IMV: Since I absolutely adored the first Chrome Waves EP and I pester Bob Fouts about this whenever I have a chance to talk to him, I feel like it’s only right that I ask you as well – how’s work coming on the new Chrome Waves record? Last I heard, it’s basically finished aside from vocals?
SG: Yeah, I hope to have some time over the spring to sit down with them and fully immerse myself in them and get it done. I can’t really write vocals for more than one record at a time or else I feel like it’s a disservice to both.
IMV: I’m more than a little hesitant to ask this, but since you were in Twilight it seems relevant. As I’m guessing you’re aware, Blake Judd is apparently clean and has resurrected Nachtmystium. It also seems like he’s mended fences with both Jeff Wilson and Jef Whitehead. Have you talked to him at all since he’s resurfaced?

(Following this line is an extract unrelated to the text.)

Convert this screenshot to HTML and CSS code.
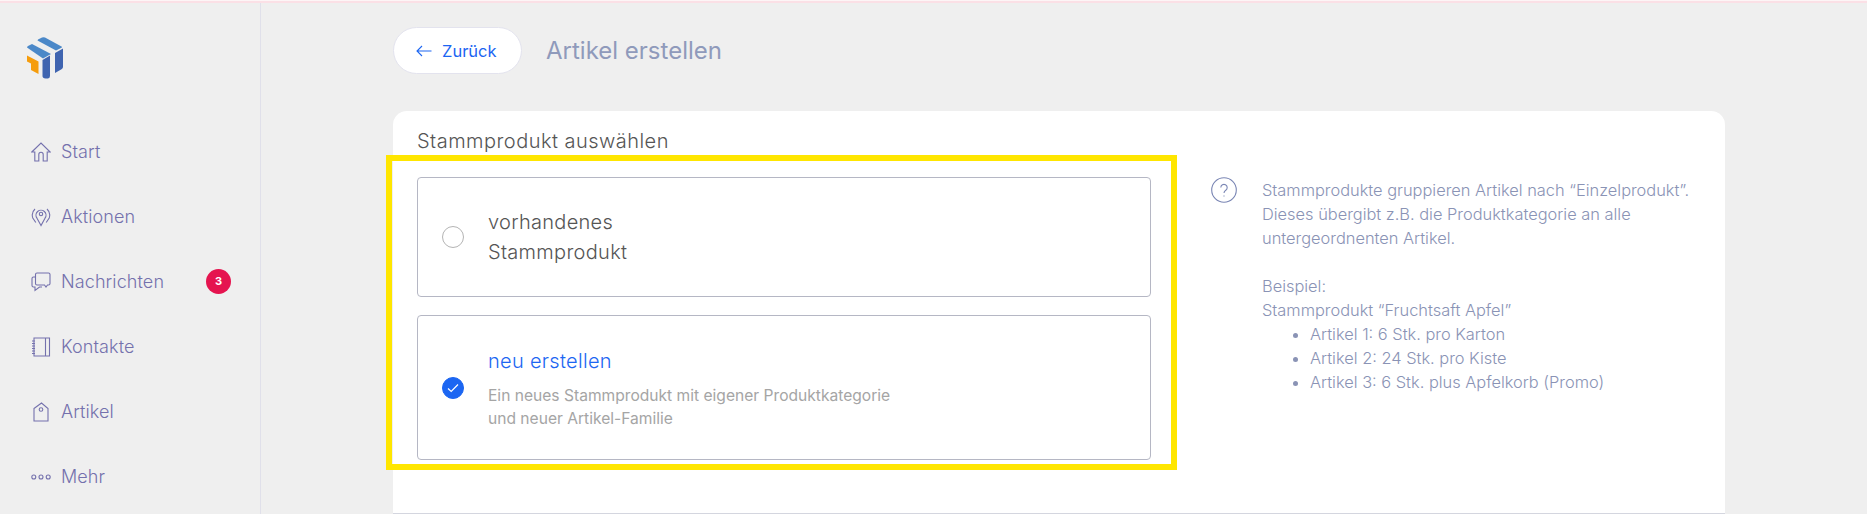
FILE: index.html
```html
<!DOCTYPE html>
<html lang="de">
<head>
	<meta charset="UTF-8">
	<title>Artikel erstellen</title>
	<link rel="stylesheet" href="styles.css">
</head>
<body>
	<div class="topline"></div>
	<div class="app">
		<aside class="sidebar">
			<svg class="logo" viewBox="0 0 36 42" width="36" height="42">
				<path fill="#4b88c8" d="M11 2.500 15 .5q1.500-.7 3 0L34.500 9.500q1 .6 0 1.200L29 13.500 10.500 3.500z"/>
				<path fill="#4b88c8" d="M0 10.500q0-1 1-1.500L5 7 24 17 16 21.500z"/>
				<path fill="#3f64b0" d="M15.500 23 23 18.500V39q0 2-2 2.500h-2.500Q15.500 41 15.500 39z"/>
				<path fill="#3f64b0" d="M28 16 36 11.500V30q0 1.500-1.500 2.300L28 36z"/>
				<path fill="#f59c0c" d="M0 18.500 11.500 24.500V37L4 33V26.500L0 24.500z"/>
			</svg>
			<nav class="nav">
				<a class="nav-item" href="#">
					<svg class="nav-icon" viewBox="0 0 20 20"><path d="M.8 10 10 1l9.200 9h-3v9h-4v-6.500a2 2 0 0 0-4.400 0V19h-4v-9z"/></svg>
					<span>Start</span>
				</a>
				<a class="nav-item" href="#">
					<svg class="nav-icon" viewBox="0 0 20 20"><path d="M10 18.500 6 11.200a5 5 0 1 1 8 0z"/><circle cx="10" cy="7" r="1.700"/><path d="M4 2A8.500 8.500 0 0 0 1.800 11l3 4.500M16 2a8.500 8.500 0 0 1 2.200 9l-3 4.500"/></svg>
					<span>Aktionen</span>
				</a>
				<a class="nav-item" href="#">
					<svg class="nav-icon" viewBox="0 0 20 20"><path d="M6 1h11.500A1.500 1.500 0 0 1 19 2.500v9a1.500 1.500 0 0 1-1.500 1.500h-1L15 15l-1.500-2H6a1.500 1.500 0 0 1-1.500-1.500v-9A1.500 1.500 0 0 1 6 1z"/><path d="M4.500 5h-2A1.500 1.500 0 0 0 1 6.500v7A1.500 1.500 0 0 0 2.500 15H4v3.500L8.500 15H11"/></svg>
					<span>Nachrichten</span>
					<b class="badge">3</b>
				</a>
				<a class="nav-item" href="#">
					<svg class="nav-icon" viewBox="0 0 20 20"><path d="M3 1h15.500v18H3zM14.500 1v18M1 4h3M1 6.500h3M1 9h3M1 11.500h3M1 14h3M1 16.500h3"/></svg>
					<span>Kontakte</span>
				</a>
				<a class="nav-item" href="#">
					<svg class="nav-icon" viewBox="0 0 20 20"><path d="M3 6.500 10.500 1 17 6.500V19H3z"/><circle cx="10" cy="7.500" r="1.800"/></svg>
					<span>Artikel</span>
				</a>
				<a class="nav-item" href="#">
					<svg class="nav-icon" viewBox="0 0 20 20"><circle cx="2.800" cy="10" r="2"/><circle cx="10" cy="10" r="2"/><circle cx="17.200" cy="10" r="2"/></svg>
					<span>Mehr</span>
				</a>
			</nav>
		</aside>
		<main class="main">
			<header class="page-head">
				<a class="back-btn" href="#">
					<svg class="back-icon" viewBox="0 0 16 12" width="16" height="12"><path d="M15.500 6H1M6 1 1 6l5 5"/></svg>
					Zurück
				</a>
				<h1 class="page-title">Artikel erstellen</h1>
			</header>
			<section class="card">
				<h2 class="card-title">Stammprodukt auswählen</h2>
				<div class="card-row">
					<div class="marked">
						<label class="option option-first">
							<span class="radio"></span>
							<span class="option-name">vorhandenes<br>Stammprodukt</span>
						</label>
						<label class="option option-second">
							<span class="radio radio-on">
								<svg viewBox="0 0 12 10" width="12" height="10"><path d="M1 5.500 4.200 8.500 11 1.500"/></svg>
							</span>
							<span>
								<span class="option-name option-name-on">neu erstellen</span>
								<span class="option-desc">Ein neues Stammprodukt mit eigener Produktkategorie<br>und neuer Artikel-Familie</span>
							</span>
						</label>
					</div>
					<div class="help">
						<svg class="help-icon" viewBox="0 0 26 26" width="26" height="26"><circle cx="13" cy="13" r="12.300"/><path d="M9.800 10.500a3.200 3.200 0 1 1 5 2.700c-1.200.8-1.800 1.400-1.800 2.800"/><path d="M13 18.500v1"/></svg>
						<div class="help-text">
							<p>Stammprodukte gruppieren Artikel nach “Einzelprodukt”.<br>Dieses übergibt z.B. die Produktkategorie an alle<br>untergeordnenten Artikel.</p>
							<p>Beispiel:<br>Stammprodukt “Fruchtsaft Apfel”</p>
							<ul>
								<li>Artikel 1: 6 Stk. pro Karton</li>
								<li>Artikel 2: 24 Stk. pro Kiste</li>
								<li>Artikel 3: 6 Stk. plus Apfelkorb (Promo)</li>
							</ul>
						</div>
					</div>
				</div>
			</section>
		</main>
	</div>
</body>
</html>
```

FILE: styles.css
```css
html *{
	padding:0;
	margin:0;
	box-sizing:border-box;
}
html,body{
	height:514px;
	overflow:hidden;
}
body{
	background-color:#efefef;
	font-family:Inter,"Liberation Sans",sans-serif;
}
a{
	text-decoration:none;
}
.topline{
	height:3px;
	background-color:#fbe0e6;
	border-top:1px solid #fdf5f6;
}
.app{
	display:flex;
	height:511px;
}

/* sidebar */
.sidebar{
	width:261px;
	flex:none;
	border-right:1px solid #e0e0ea;
	padding:34px 0 0 27px;
}
.logo{
	display:block;
}
.nav{
	display:flex;
	flex-direction:column;
	margin-top:40px;
}
.nav-item{
	display:flex;
	align-items:center;
	height:65px;
	padding-left:4px;
	font-size:18px;
	font-weight:300;
	letter-spacing:.1px;
	color:#7471ad;
}
.nav-icon{
	width:20px;
	height:20px;
	margin-right:10px;
	fill:none;
	stroke:#7471ad;
	stroke-width:1.100;
}
.badge{
	width:25px;
	height:25px;
	margin-left:auto;
	margin-right:29px;
	border-radius:50%;
	background-color:#e5144f;
	color:#fff;
	font-size:11px;
	font-weight:700;
	line-height:25px;
	letter-spacing:0;
	text-align:center;
}

/* main */
.main{
	width:1332px;
	margin-left:132px;
}
.page-head{
	display:flex;
	align-items:center;
	height:47px;
	margin-top:24px;
}
.back-btn{
	display:flex;
	align-items:center;
	width:129px;
	height:47px;
	padding-left:22px;
	border:1px solid #e3e3ee;
	border-radius:24px;
	background-color:#fff;
	color:#1c66f2;
	font-size:16.500px;
}
.back-icon{
	margin-right:10px;
	fill:none;
	stroke:#1c66f2;
	stroke-width:1.100;
}
.page-title{
	margin-left:24px;
	font-size:24px;
	font-weight:400;
	color:#8f9abb;
}
.card{
	height:403px;
	margin-top:37px;
	padding:16px 0 0 24px;
	border-bottom:1px solid #d4d6df;
	border-radius:14px 14px 0 0;
	background-color:#fff;
}
.card-title{
	height:28px;
	font-size:20px;
	font-weight:350;
	line-height:28px;
	letter-spacing:.47px;
	color:#555;
}
.card-row{
	display:flex;
	margin-left:-31px;
}

/* yellow frame round the two options */
.marked{
	width:791px;
	height:315px;
	flex:none;
	padding:16px 20px 0 25px;
	border:6px solid #ffe600;
}
.option{
	display:flex;
	align-items:center;
	padding-left:24px;
	border:1px solid #b5b7c4;
	border-radius:4px;
}
.option-first{
	height:120px;
	margin-bottom:18px;
}
.option-second{
	height:145px;
}
.radio{
	display:flex;
	align-items:center;
	justify-content:center;
	width:22px;
	height:22px;
	flex:none;
	margin-right:24px;
	border:1px solid #b4b4b4;
	border-radius:50%;
}
.radio-on{
	border-color:#1c66f2;
	background-color:#1c66f2;
}
.radio-on svg{
	fill:none;
	stroke:#fff;
	stroke-width:1.200;
}
.option-name{
	display:block;
	font-size:20px;
	font-weight:350;
	line-height:30px;
	letter-spacing:.3px;
	color:#555;
}
.option-name-on{
	margin-bottom:8px;
	color:#1c66f2;
}
.option-desc{
	display:block;
	font-size:15.600px;
	line-height:23px;
	color:#a5a5a5;
}

/* help text */
.help{
	display:flex;
	padding:22px 0 0 34px;
}
.help-icon{
	flex:none;
	fill:none;
	stroke:#7a86b4;
	stroke-width:1.100;
}
.help-text{
	margin-left:25px;
	padding-top:1px;
	font-size:16.400px;
	font-weight:300;
	line-height:24px;
	color:#8a93b5;
}
.help-text p{
	margin-bottom:24px;
}
.help-text p + p{
	margin-bottom:0;
}
.help-text ul{
	padding-left:48px;
}
```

SG: I don’t wish him anything but the best, but I don’t really feel like he’s tried to mend any bridges with me. Hopefully he actually has his shit together this time.
IMV: So as I mentioned earlier, you’re currently on the road supporting Coma Noir, but that brief jaunt will likely end before you get to these questions. Does the Moth have any additional touring plans at this point? And what would it take to get you to play Indianapolis at some point? I mean, I know some people…
SG: I’m sure we’ll get down to Indy sometime this year. We’re doing a run with Mustard Gas and Roses in May/June, and are working on plans for some one offs in the summer as well as some more extensive touring in the fall. We plan on being out there a lot, but not as frivolously as we have done in the past.
IMV: Thanks again for being willing to answer a few questions. I like to leave the final word to the artist – anything else you want to add?
SG: Thanks for asking some really intelligent questions, and tell Bob I said Metallica >>> Slayer forever.